Representation plays a vital role in fostering inclusivity. It is important to ensure that LGBTQIA+ employees are included in various company materials, such as website imagery, promotional materials, and internal communications.

Incorporate diverse LGBTQIA+ individuals into your marketing campaigns and make sure that different perspectives are reflected in your company's content. By increasing visibility, you send a powerful message of support and inclusivity, demonstrating that your company values equality.

9. Evaluate your onboarding program and make improvements

It's important to regularly assess the effectiveness of your onboarding process and listen to feedback from LGBTQIA+ employees. By making necessary improvements, you can ensure that your onboarding practices are truly inclusive and address the needs of LGBTQIA+ individuals.

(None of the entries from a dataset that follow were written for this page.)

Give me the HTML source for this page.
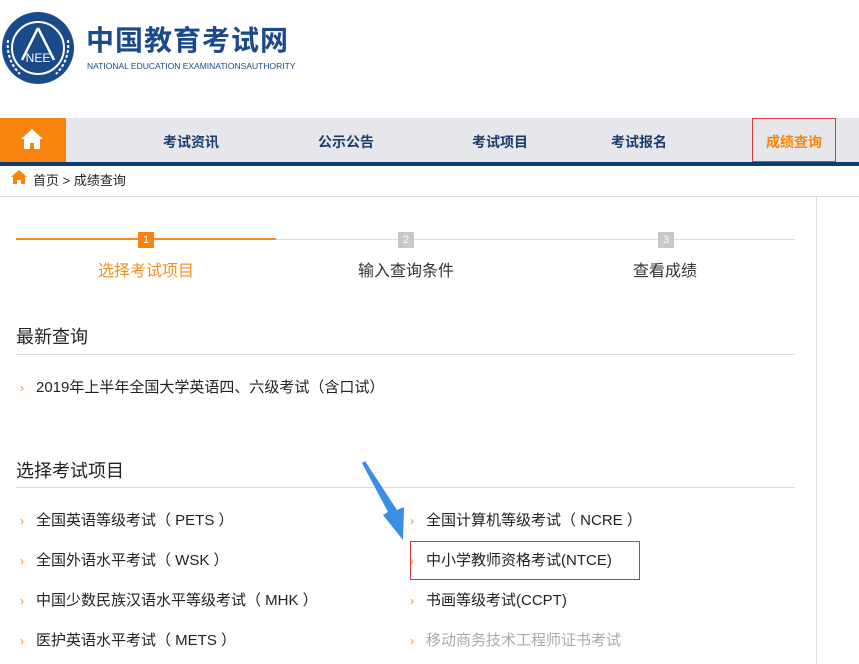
<!DOCTYPE html>
<html><head><meta charset="utf-8"><style>
body{margin:0;width:859px;height:664px;overflow:hidden;background:#fff;font-family:"Liberation Sans","Noto Sans CJK SC",sans-serif;position:relative}
.a{position:absolute;white-space:nowrap}
.nav{position:absolute;left:0;top:118px;width:859px;height:44px;background:#e6e7eb;border-bottom:4px solid #0d3c74}
.nv{position:absolute;top:14px;font-size:14px;font-weight:bold;color:#1a3d6e}
.chev{color:#f39020;font-size:12px;display:inline-block;width:16px}
.it{font-size:15px;color:#222}
</style></head><body>
<svg class="a" style="left:0;top:10px" width="80" height="80" viewBox="0 0 80 80">
<circle cx="38" cy="38" r="36" fill="#1a4a8a"/><circle cx="38" cy="38" r="26" fill="none" stroke="#fff" stroke-width="2"/>
<path d="M38 18 L22 50 M38 18 L54 50" stroke="#fff" stroke-width="2.5" fill="none"/>
<text x="38" y="52" font-size="12" fill="#fff" text-anchor="middle" font-family="Liberation Sans">NEE</text>
<path d="M8 30 Q6 50 20 64 M68 30 Q70 50 56 64" stroke="#fff" stroke-width="2" fill="none" stroke-dasharray="3 2"/>
</svg>
<div class="a" style="left:86px;top:22px;font-size:28px;font-weight:bold;color:#1a4a8a;letter-spacing:1px;line-height:38px">中国教育考试网</div>
<div class="a" style="left:87px;top:61px;font-size:8.5px;color:#1a4a8a">NATIONAL EDUCATION EXAMINATIONSAUTHORITY</div>
<div class="nav">
<div class="a" style="left:0;top:0;width:66px;height:44px;background:#f8840d"></div>
<svg class="a" style="left:20px;top:10px" width="24" height="22" viewBox="0 0 24 22"><path d="M12 1 L1 11 L4 11 L4 21 L10 21 L10 15 L14 15 L14 21 L20 21 L20 11 L23 11 Z" fill="#fff"/></svg>
<div class="nv" style="left:163px">考试资讯</div>
<div class="nv" style="left:318px">公示公告</div>
<div class="nv" style="left:472px">考试项目</div>
<div class="nv" style="left:611px">考试报名</div>
<div class="a" style="left:752px;top:0;width:84px;height:44px;border:1px solid #e03a3a;box-sizing:border-box"></div>
<div class="nv" style="left:766px;color:#f8840d">成绩查询</div>
</div>
<svg class="a" style="left:11px;top:170px" width="16" height="14" viewBox="0 0 16 14"><path d="M8 0 L0 7 L2 7 L2 14 L6 14 L6 10 L10 10 L10 14 L14 14 L14 7 L16 7 Z" fill="#f8840d"/></svg>
<div class="a" style="left:33px;top:170px;font-size:13px;color:#222">首页 &gt; 成绩查询</div>
<div class="a" style="left:0;top:196px;width:859px;height:1px;background:#ddd"></div>
<div class="a" style="left:816px;top:196px;width:1px;height:468px;background:#ddd"></div>
<div class="a" style="left:16px;top:239px;width:779px;height:1px;background:#ddd"></div>
<div class="a" style="left:16px;top:238px;width:260px;height:2px;background:#f39020"></div>
<div class="a" style="left:138px;top:232px;width:16px;height:16px;background:#f8840d;color:#fff;font-size:11px;text-align:center;line-height:16px">1</div>
<div class="a" style="left:398px;top:232px;width:16px;height:16px;background:#c8c8c8;color:#fff;font-size:11px;text-align:center;line-height:16px">2</div>
<div class="a" style="left:658px;top:232px;width:16px;height:16px;background:#c8c8c8;color:#fff;font-size:11px;text-align:center;line-height:16px">3</div>
<div class="a" style="left:98px;top:257px;font-size:16px;color:#f39020">选择考试项目</div>
<div class="a" style="left:358px;top:257px;font-size:16px;color:#333">输入查询条件</div>
<div class="a" style="left:633px;top:257px;font-size:16px;color:#333">查看成绩</div>
<div class="a" style="left:16px;top:323px;font-size:18px;color:#222">最新查询</div>
<div class="a" style="left:16px;top:354px;width:779px;height:1px;background:#ddd"></div>
<div class="a it" style="left:20px;top:376px"><span class="chev">›</span>2019年上半年全国大学英语四、六级考试（含口试）</div>
<div class="a" style="left:16px;top:457px;font-size:18px;color:#222">选择考试项目</div>
<div class="a" style="left:16px;top:487px;width:779px;height:1px;background:#ddd"></div>
<div class="a it" style="left:20px;top:509px"><span class="chev">›</span>全国英语等级考试（ PETS ）</div>
<div class="a it" style="left:20px;top:549px"><span class="chev">›</span>全国外语水平考试（ WSK ）</div>
<div class="a it" style="left:20px;top:589px"><span class="chev">›</span>中国少数民族汉语水平等级考试（ MHK ）</div>
<div class="a it" style="left:20px;top:629px"><span class="chev">›</span>医护英语水平考试（ METS ）</div>
<div class="a it" style="left:410px;top:509px"><span class="chev">›</span>全国计算机等级考试（ NCRE ）</div>
<div class="a it" style="left:410px;top:549px"><span class="chev">›</span>中小学教师资格考试(NTCE)</div>
<div class="a it" style="left:410px;top:589px"><span class="chev">›</span>书画等级考试(CCPT)</div>
<div class="a it" style="left:410px;top:629px;color:#aaa"><span class="chev">›</span>移动商务技术工程师证书考试</div>
<div class="a" style="left:410px;top:541px;width:230px;height:39px;border:1px solid #d9363e;box-sizing:border-box"></div>
<svg class="a" style="left:355px;top:460px" width="55" height="85" viewBox="0 0 55 85"><path d="M7 3 L33 52 L28 55 L48 80 L49 47 L42 50 L10 1 Z" fill="#3a8ee6"/></svg>
</body></html>
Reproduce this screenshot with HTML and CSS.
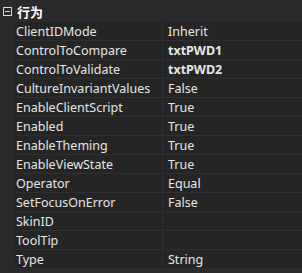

One of the simplest ways to determine if your company offers genuinely LGBTQ+ inclusive employee benefits is to actively seek feedback from your employees. Create a survey, whether online or offline, that allows your employees to answer candidly and anonymously. Ask feedback on topics such as:

  • I feel comfortable voicing my opinions even if they are different from others.
  • If my company could do one thing better to be more inclusive what would that be?
  • If I experience discrimination in the workplace, I feel comfortable reporting it to HR or my manager.

Utilize the valuable answers to these questions to bring about positive changes now and plan for an even more inclusive future.

Customize your inclusive onboarding experience

To create a more welcoming onboarding experience for LGBTQIA+ employees, it's important to take a proactive and inclusive approach. By integrating these practices into the employee journey right from the start, organizations can foster a sense of belonging and acceptance for all employees, regardless of their sexual orientation or gender identity.

Remember, as you consider our suggestions, it's crucial to acknowledge that each company is unique in its size, culture, and structure. Therefore, it's essential to customize your approach to create a more inclusive and welcoming onboarding experience for LGBTQIA+ employees.